Slower learning in primary students due to the sport taught
As reported by French et al. (1991) and Mesquita et al. (2012) the previous sporting experience of all students, both more and less skilled, was important for learning being an outstanding factor in promoting a positive cycle between skill, attitude and learning. Consequently, the teacher emphasized that students were more familiar with basketball (Figure 3) as opposed of the lack of previous experiences in floorball. Furthermore, the teacher highlighted a slow technical learning along the floorball unit. He pointed out that the initial skill level was extremely low and most of the students were focused on improving the grip and handling of the stick and not in the tactical development (Figure 3). This was something previously reported by McCaughtry et al. (2004) when teaching Sport Education soccer to seventh and eighth graders. In addition, in our study the experts showed a general agreement that the student game performance in basketball was higher than in floorball (Figure 2). According to the experts, there was not enough DM during the game play because of that technical issue. Some of the tactical improvement was in basketball, however game performance scores were not very high. It is possible that the age of the students conditioned our findings, as the students reported in the interviews (Figure 3) and has been previously reported by Sinelnikov and Hastie (2008). In contrast, Fárias et al. (2018) analysed three consecutive Sport Education units and found statistically significant pre-test to post-test improvements both in GP and GI in the second (handball) and third (football), but not in the first (basketball).
Differences in skill level in heterogeneous teams
According to the experts, there were important differences in skill level within the teams (Figure 2). This could affect the learning experiences of the students in both units, as Silverman (1993) suggested. Despite the fact that the results were affected by the sport, not all students improved on game performance variables and GK in basketball. There were only improvements in DM and GP in lower skill students. For these students as previous research has showed, the existence of the individual roles generated self-confidence (Kinchin et al., 2004) and allowed them to feel comfortable within the team (Gutiérrez et al., 2014). This positive affiliation feeling could condition the appropriate game performance variables as they reported in the interviews (Figure 3).

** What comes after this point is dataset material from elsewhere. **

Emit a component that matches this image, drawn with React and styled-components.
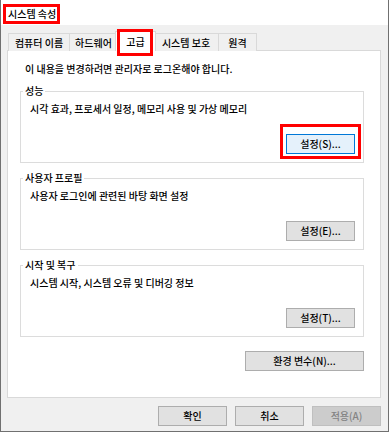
import React from "react";
import styled, { createGlobalStyle } from "styled-components";

const Global = createGlobalStyle`
  html, body { margin: 0; padding: 0; background: #ffffff; }
  body {
    font-family: "Noto Sans CJK KR", "Noto Sans", sans-serif;
    font-size: 10px;
    font-weight: 500;
    color: #000;
  }
  * { box-sizing: border-box; }
`;

const Window = styled.div`
  width: 389px;
  height: 432px;
  display: flex;
  flex-direction: column;
  border: 1px solid #707070;
  border-top: none;
  background: #f0f0f0;
`;

const TitleBar = styled.div`
  height: 25px;
  flex: none;
  background: #ffffff;
  display: flex;
  align-items: flex-start;
  padding: 4px 0 0 2px;
`;

const TitleMark = styled.span`
  display: inline-flex;
  align-items: center;
  height: 20px;
  padding: 0 1px 0 2px;
  border: 3px solid #ff0000;
  line-height: 14px;
  white-space: nowrap;
`;

const Body = styled.div`
  flex: 1;
  display: flex;
  flex-direction: column;
  padding: 6px 7px 0 6px;
`;

const TabStrip = styled.div`
  display: flex;
  align-items: flex-end;
  height: 20px;
  margin-bottom: -1px;
  padding-left: 1px;
`;

const Tab = styled.div`
  position: relative;
  width: ${(p) => p.$w}px;
  height: ${(p) => (p.$active ? 20 : 18)}px;
  margin-left: ${(p) => (p.$first ? 0 : p.$active ? -3 : -1)}px;
  margin-right: ${(p) => (p.$active ? -2 : 0)}px;
  padding-top: ${(p) => (p.$active ? 1 : 0)}px;
  z-index: ${(p) => (p.$active ? 1 : 0)};
  display: flex;
  align-items: center;
  justify-content: center;
  border: 1px solid #d9d9d9;
  border-bottom: none;
  background: ${(p) => (p.$active ? "#ffffff" : "#f0f0f0")};
  line-height: 14px;
  white-space: nowrap;

  ${(p) =>
    p.$marked &&
    `
    &::after {
      content: "";
      position: absolute;
      top: -3px;
      left: 1px;
      right: 2px;
      bottom: -5px;
      border: 3px solid #ff0000;
      pointer-events: none;
    }
  `}
`;

const Panel = styled.div`
  height: 348px;
  flex: none;
  display: flex;
  flex-direction: column;
  background: #ffffff;
  border: 1px solid #d9d9d9;
  padding: 11px 16px 0 12px;
`;

const Notice = styled.div`
  line-height: 14px;
  padding-left: 5px;
  white-space: nowrap;
`;

const Group = styled.fieldset`
  margin: 8px 0 0;
  min-inline-size: 0;
  border: 1px solid #dcdcdc;
  padding: 0 8px 8px 9px;
`;

const Legend = styled.legend`
  margin-left: -7px;
  padding: 0 2px;
  line-height: 14px;
  font-size: 10px;
`;

const Description = styled.div`
  margin-top: 4px;
  line-height: 14px;
  white-space: nowrap;
`;

const ButtonRow = styled.div`
  display: flex;
  justify-content: flex-end;
  margin-top: ${(p) => p.$top}px;
  gap: 8px;
`;

const Button = styled.button`
  width: ${(p) => p.$w}px;
  height: 20px;
  padding: 0;
  display: inline-flex;
  align-items: center;
  justify-content: center;
  font-family: inherit;
  font-size: 10px;
  font-weight: inherit;
  line-height: 14px;
  white-space: nowrap;
  border: 1px solid ${(p) => (p.$focused ? "#0078d7" : "#adadad")};
  background: ${(p) => (p.$focused ? "#e5f1fb" : "#e1e1e1")};
  color: #000;

  &:disabled {
    border-color: #bfbfbf;
    background: #cccccc;
    color: #838383;
  }
`;

const Highlight = styled.span`
  position: relative;
  display: inline-flex;

  &::after {
    content: "";
    position: absolute;
    top: -10px;
    right: -6px;
    bottom: -5px;
    left: -6px;
    border: 3px solid #ff0000;
    pointer-events: none;
  }
`;

const Footer = styled.div`
  display: flex;
  justify-content: flex-end;
  gap: 8px;
  margin-top: 8px;
`;

const tabs = [
  { label: "컴퓨터 이름", w: 62 },
  { label: "하드웨어", w: 49 },
  { label: "고급", w: 41, active: true },
  { label: "시스템 보호", w: 66 },
  { label: "원격", w: 39 },
];

const groups = [
  {
    legend: "성능",
    text: "시각 효과, 프로세서 일정, 메모리 사용 및 가상 메모리",
    button: "설정(S)...",
    marked: true,
  },
  {
    legend: "사용자 프로필",
    text: "사용자 로그인에 관련된 바탕 화면 설정",
    button: "설정(E)...",
  },
  {
    legend: "시작 및 복구",
    text: "시스템 시작, 시스템 오류 및 디버깅 정보",
    button: "설정(T)...",
  },
];

export default function App() {
  return (
    <>
      <Global />
      <Window>
        <TitleBar>
          <TitleMark>시스템 속성</TitleMark>
        </TitleBar>
        <Body>
          <TabStrip>
            {tabs.map((t, i) => (
              <Tab
                key={t.label}
                $w={t.w}
                $first={i === 0}
                $active={t.active}
                $marked={t.active}
              >
                {t.label}
              </Tab>
            ))}
          </TabStrip>
          <Panel>
            <Notice>이 내용을 변경하려면 관리자로 로그온해야 합니다.</Notice>
            {groups.map((g) => (
              <Group key={g.legend}>
                <Legend>{g.legend}</Legend>
                <Description>{g.text}</Description>
                <ButtonRow $top={18}>
                  {g.marked ? (
                    <Highlight>
                      <Button $w={69} $focused>
                        {g.button}
                      </Button>
                    </Highlight>
                  ) : (
                    <Button $w={69}>{g.button}</Button>
                  )}
                </ButtonRow>
              </Group>
            ))}
            <ButtonRow $top={14}>
              <Button $w={119}>환경 변수(N)...</Button>
            </ButtonRow>
          </Panel>
          <Footer>
            <Button $w={69}>확인</Button>
            <Button $w={69}>취소</Button>
            <Button $w={69} disabled>
              적용(A)
            </Button>
          </Footer>
        </Body>
      </Window>
    </>
  );
}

Nevertheless, the findings were not consistent with the results found by Pereira et al. (2015) after an experience with athletics. In their experience, the higher skill level students improved in the different tests done at the end of the teaching unit. This could have been due to the different content taught (invasion games vs athletics). The higher skill level students were more likely to help their lower-level teammates than to focus on their individual improvement (Figure 3) so they developed an identity and achieved social goals from an ecological perspective, as Hastie (2000) suggested. However, despite the higher skill level students helped their lower-level teammates to achieve success, it was not enough to achieve significant learning in their GP and GK.
The GK results found in this paper were different with those obtained by Hastie et al. (2013) in athletics. The differences could be related to the students age group (secondary vs primary). These results also contrasted with Layne and Yli-piipari (2015) where students improved their GK at the end of a Sport Education unit because of the longer length of class time (Siedentop, 2002). Nevertheless, their sample was of university students. In this paper, despite the students had a perception of improvement in GK, the teacher argued that the over focus on the technical issues could hide their GK. This reinforces the idea that as Mesquita et al. (2012, p. 217) reported ‘in order to promote a truly inclusive pedagogy, teachers should take into account the previous sporting experiences of all students, both more and less skilled students, when they plan their learning tasks'.
Limitations and future directions
These findings should be interpreted with caution due to the quasi-experimental nature of the design and the lack of a control group. In addition, participants were selected on purpose because students and teacher had no prior experience with Sport Education. Furthermore, the number of participants was small. It would have been interesting to analyse the results at the end of the first unit to see whether there were improvements between units. Further research might be done exploring differences by sex, as well as the effect of the teachers' gender on the students' achievements.
CONCLUSION
In summary, the sport taught, basketball in this case, conditioned the results in the variables related with game performance and GK. The largest improvements were obtained by lower level students that experienced the basketball unit, mainly in DM, GP and GI. The central tenet could be based on the previous experience of the primary students in basketball versus floorball, with the aggravating complexity of learning to handle the stick to play. Given this scenario, it is suggested that enacting Sport Education units of invasion games with implement such as floorball, at the primary level, might require more lessons and longer teaching units in order to guarantee a minimum level of technical and tactical improvement. In addition, the teaching and learning of invasion games with implement (i.e., as floorball, hockey) could require a more explicit instruction. In practical terms, that means to give them information at the beginning of each lesson on the “hows” and “whys” of content-based instruction, with meaningful examples and deeper explanations. We agree with the idea reported by Harvey et al. (2018), that it is not a sufficient condition for learning to occur, that simply manipulating constraints and letting the ‘game be the teacher', especially when teaching invasion games with implement with primary students. Nevertheless, it seems important to consider, not just the structural features of Sport Education and how to enact them, but also the tactical and technical content and how to teach them. To date, previous studies with Sport Education have not provided the substantive details of pedagogies that addressed the progressive development of learning tasks or experiences that were incorporated during the learning unit. Additionally, it should be analysed the impact of Sport Education on the game performance variables and GK of other different invasion games with implement as well as to deepen in the appropriate choice of these contents according to the student's age and the skill level.